Even though it has years of fleet experience in Europe — at one time the U.K. accounted for half its business there — BMW didn’t enter the U.S. fleet market until 2010.
The irony was that there were numerous U.S.-based corporations that relied on BMW for their fleet needs in Germany and the U.K. “It was a bit of an anomaly,” says Drew McClelland, corporate sales manager, BMW North America. “We looked at what the competition was doing — Mercedes-Benz and Audi — and we felt we had to be in the fleet market. Now that we’ve entered the fleet market, there’s no turning back.”
EPP Lifts Off
In 2010, BMW North America launched its Executive Preference Program (EPP) as its official entry into the fleet market.
The EPP is a fleet program for the U.S. and Canada that allows eligible fleet drivers to order BMW and MINI-brand products. Benefits of the EPP include BMW Ultimate Service, which is no-cost maintenance for four years or 50,000 miles and roadside assistance for four years and unlimited miles. The EPP is open to both companies and employees on reimbursement or car allowance programs.
McClelland expects to see the program grow over the next several years. His target is up to 5,000 vehicles per year, and a dedicated sales force is ready to help build the program.
“I think it’s natural to move into fleet sales,” McClelland says. “But, we’ll only do it on the basis that’s profitable and makes sense. Our fleet sales will be done in a very controlled way because we don’t want to damage BMW brands’ residual value, which is one of our strengths.”[PAGEBREAK]
2012 Fleet Forecast
With about 60 percent of its 2012-MY products being new, this could be a big year for BMW in the U.S. fleet market.
The company’s next big launch in fleet is the new 3-Series, which, according to McClelland, is the automaker’s most important model for the U.S. market.
The 5-Series will also be available for fleet, with the 528xi available in October. The new M5 “halo car” moves from a V-10 to a V-8 engine and will be 25 percent more fuel efficient than its predecessor.
BMW first entered the electrics market with the MINI-E, which McClelland says was significant because it showed range anxiety wasn’t as big an issue as expected. He says other lessons were learned as well from ActiveE, which is based on the 1-Series Coupe, and is expected to hit the market in late 2011 worldwide.
The ActiveE will act as the precursor to a new line of electric and hybrid-electric vehicles slated to roll off assembly lines beginning in 2013 — the “i” sub-brand.
‘i’ Follows ‘E’
The initial offering of the i sub-brand will include the BMW i3 fully electric vehicle, and the BMW i8, a plug-in hybrid.
The BMW i3, formerly known as the MegaCity Vehicle, is designed as a means of local conveyance and to integrate into public transportation systems. The i3 is particularly significant because it “will be the first in the market that will be designed from the tires upward as an electric vehicle,” according to McClelland.
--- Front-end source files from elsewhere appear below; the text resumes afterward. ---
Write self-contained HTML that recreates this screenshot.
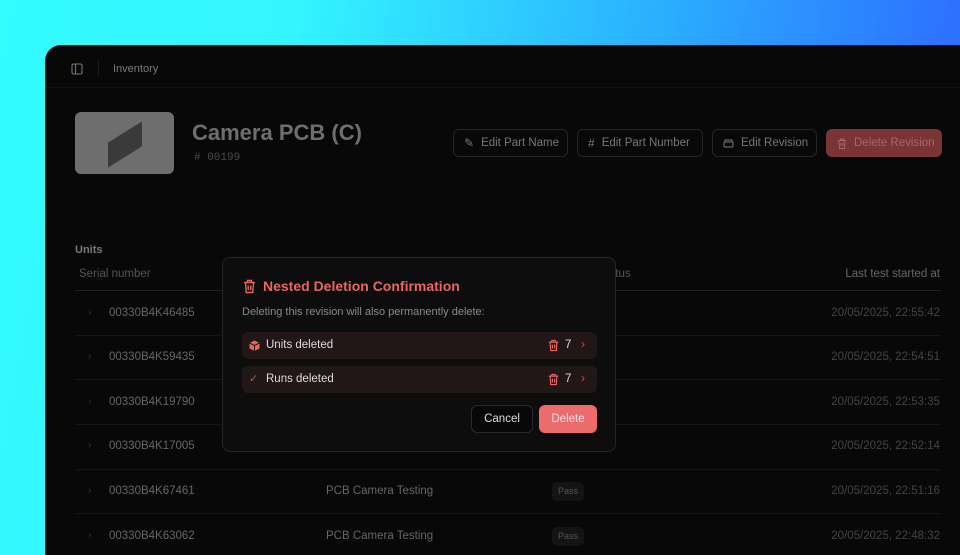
<!DOCTYPE html>
<html><head><meta charset="utf-8"><style>
*{margin:0;padding:0;box-sizing:border-box}
html,body{width:960px;height:555px;overflow:hidden}
body{position:relative;font-family:"Liberation Sans",sans-serif;background:linear-gradient(100deg,#33fbff 0%,#33f5ff 28%,#2ab0ff 62%,#2e5cff 100%)}
.win{position:absolute;left:45px;top:45px;width:940px;height:530px;background:#080808;border-radius:16px;overflow:hidden}
.a{position:absolute;white-space:nowrap}
.btn{position:absolute;top:84px;height:28px;border:1px solid #262626;border-radius:6px;color:#777;font-size:11.5px;display:flex;align-items:center;padding-left:10px;gap:7px}
.row{position:absolute;left:30px;width:866px;height:1px;background:#161616}
.sn{position:absolute;left:64px;font-size:11.5px;color:#666}
.ch{position:absolute;left:43px;font-size:10px;color:#333}
.dt{position:absolute;right:45px;font-size:11.5px;color:#444}
.pass{position:absolute;left:507px;width:32px;height:19px;border-radius:5px;background:#141414;color:#555;font-size:9px;text-align:center;line-height:19px}
.item{position:absolute;left:19px;width:355px;height:27px;background:#211717;border-radius:6px}
</style></head><body>
<div class="win">
 <svg class="a" style="left:26px;top:18px" width="12" height="12" viewBox="0 0 12 12" fill="none" stroke="#777" stroke-width="1.1"><rect x="1" y="1" width="10" height="10" rx="1.5"/><line x1="4.5" y1="1" x2="4.5" y2="11"/></svg>
 <div class="a" style="left:53px;top:15px;width:1px;height:16px;background:#1a1a1a"></div>
 <div class="a" style="left:68px;top:18px;font-size:11px;color:#7a7a7a">Inventory</div>
 <div class="a" style="left:0;top:42px;width:940px;height:1px;background:#121212"></div>
 <div class="a" style="left:30px;top:67px;width:99px;height:62px;border-radius:6px;background:#6e6e6e"></div>
 <div class="a" style="left:63px;top:87px;width:34px;height:25px;background:#3a3a3a;transform:skewY(-32deg)"></div>
 <div class="a" style="left:147px;top:75px;font-size:22px;font-weight:bold;color:#6e6e6e">Camera PCB (C)</div>
 <div class="a" style="left:149px;top:107px;font-size:11px;color:#4a4a4a;font-family:'Liberation Mono',monospace"># 00199</div>
 <div class="btn" style="left:408px;width:115px"><span style="font-size:12px">✎</span>Edit Part Name</div>
 <div class="btn" style="left:532px;width:126px"><span style="font-size:12px">#</span>Edit Part Number</div>
 <div class="btn" style="left:667px;width:105px"><svg width="11" height="10" viewBox="0 0 11 10" fill="none" stroke="#7a7a7a"><rect x="1" y="4" width="9" height="5" rx="1"/><path d="M2 4V2h7v2"/></svg>Edit Revision</div>
 <div class="btn" style="left:781px;width:116px;background:#7a3434;border-color:#7a3434;color:#a66"><svg width="10" height="11" viewBox="0 0 10 11" fill="none" stroke="#a66"><path d="M1 2.5h8M3.5 2.5V1h3v1.5M2 2.5l.5 8h5l.5-8M4 5v3M6 5v3"/></svg>Delete Revision</div>
 <div class="a" style="left:30px;top:199px;font-size:11px;font-weight:bold;color:#7a7a7a">Units</div>
 <div class="a" style="left:34px;top:223px;font-size:11.5px;color:#555">Serial number</div>
 <div class="a" style="left:553px;top:223px;font-size:11.5px;color:#555">Status</div>
 <div class="a" style="right:45px;top:223px;font-size:11.5px;color:#666">Last test started at</div>
 <div class="row" style="top:245px;background:#222"></div>
 <div class="ch" style="top:262px">›</div><div class="sn" style="top:262px">00330B4K46485</div><div class="dt" style="top:262px">20/05/2025, 22:55:42</div>
 <div class="row" style="top:290px"></div>
 <div class="ch" style="top:306px">›</div><div class="sn" style="top:306px">00330B4K59435</div><div class="dt" style="top:306px">20/05/2025, 22:54:51</div>
 <div class="row" style="top:334px"></div>
 <div class="ch" style="top:351px">›</div><div class="sn" style="top:351px">00330B4K19790</div><div class="dt" style="top:351px">20/05/2025, 22:53:35</div>
 <div class="row" style="top:379px"></div>
 <div class="ch" style="top:395px">›</div><div class="sn" style="top:395px">00330B4K17005</div><div class="dt" style="top:395px">20/05/2025, 22:52:14</div>
 <div class="row" style="top:424px"></div>
 <div class="ch" style="top:440px">›</div><div class="sn" style="top:440px">00330B4K67461</div><div class="a" style="left:281px;top:440px;font-size:11.5px;color:#666">PCB Camera Testing</div><div class="pass" style="top:437px">Pass</div><div class="dt" style="top:440px">20/05/2025, 22:51:16</div>
 <div class="row" style="top:468px"></div>
 <div class="ch" style="top:485px">›</div><div class="sn" style="top:485px">00330B4K63062</div><div class="a" style="left:281px;top:485px;font-size:11.5px;color:#666">PCB Camera Testing</div><div class="pass" style="top:482px">Pass</div><div class="dt" style="top:485px">20/05/2025, 22:48:32</div>
</div>
<div class="a" style="left:222px;top:257px;width:394px;height:195px;background:#0d0d0d;border:1px solid #262626;border-radius:8px">
 <svg class="a" style="left:20px;top:21px" width="13" height="15" viewBox="0 0 13 15" fill="none" stroke="#e86562" stroke-width="1.4"><path d="M1 3.5h11M4.5 3.5V1.5h4v2M2.5 3.5l.7 10h6.6l.7-10M5.2 6.5v4.5M7.8 6.5v4.5"/></svg>
 <div class="a" style="left:40px;top:20px;font-size:14px;font-weight:bold;color:#e86562">Nested Deletion Confirmation</div>
 <div class="a" style="left:19px;top:48px;font-size:11px;color:#8a8a8a">Deleting this revision will also permanently delete:</div>
 <div class="item" style="top:74px">
  <svg class="a" style="left:7px;top:8px" width="11" height="11" viewBox="0 0 11 11"><path d="M5.5 0.5L10.5 3v5.5L5.5 11 0.5 8.5V3z" fill="#e86562"/><path d="M0.5 3l5 2.5 5-2.5M5.5 5.5V11" stroke="#211717" stroke-width="1" fill="none"/></svg>
  <div class="a" style="left:24px;top:7px;font-size:11.5px;color:#ddd">Units deleted</div>
  <svg class="a" style="left:306px;top:7px" width="11" height="13" viewBox="0 0 13 15" fill="none" stroke="#e86562" stroke-width="1.4"><path d="M1 3.5h11M4.5 3.5V1.5h4v2M2.5 3.5l.7 10h6.6l.7-10M5.2 6.5v4.5M7.8 6.5v4.5"/></svg>
  <div class="a" style="left:323px;top:7px;font-size:11.5px;color:#ddd">7</div>
  <div class="a" style="left:339px;top:5px;font-size:12px;color:#c05552">›</div>
 </div>
 <div class="item" style="top:108px">
  <div class="a" style="left:7px;top:6px;font-size:11px;color:#c05552">✓</div>
  <div class="a" style="left:24px;top:7px;font-size:11.5px;color:#ddd">Runs deleted</div>
  <svg class="a" style="left:306px;top:7px" width="11" height="13" viewBox="0 0 13 15" fill="none" stroke="#e86562" stroke-width="1.4"><path d="M1 3.5h11M4.5 3.5V1.5h4v2M2.5 3.5l.7 10h6.6l.7-10M5.2 6.5v4.5M7.8 6.5v4.5"/></svg>
  <div class="a" style="left:323px;top:7px;font-size:11.5px;color:#ddd">7</div>
  <div class="a" style="left:339px;top:5px;font-size:12px;color:#c05552">›</div>
 </div>
 <div class="a" style="left:248px;top:147px;width:62px;height:28px;border:1px solid #2a2a2a;border-radius:6px;background:#080808;color:#ddd;font-size:11.5px;text-align:center;line-height:26px">Cancel</div>
 <div class="a" style="left:316px;top:147px;width:58px;height:28px;border-radius:6px;background:#ec6b6b;color:#fde;font-size:11.5px;text-align:center;line-height:28px">Delete</div>
</div>
</body></html>
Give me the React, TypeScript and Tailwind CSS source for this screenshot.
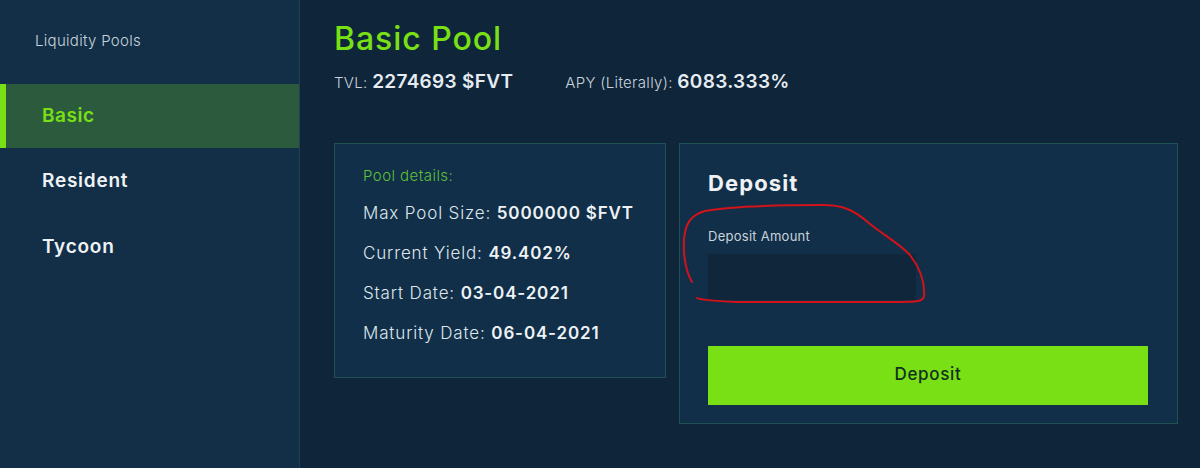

The plug-in hybrid BMW i8 features the same overall design concept as the i3, though the i8’s plug-in hybrid power plant gives the driver the option of a gasoline-powered engine for longer trips.
McClelland is bullish on the impact of these two vehicles. “We will create the ‘Prius’ of the electric car market with the i3,” he says. “It has an iconic look, with a very eye-catching interior and exterior. Likewise, the i8 will be a stunning car.”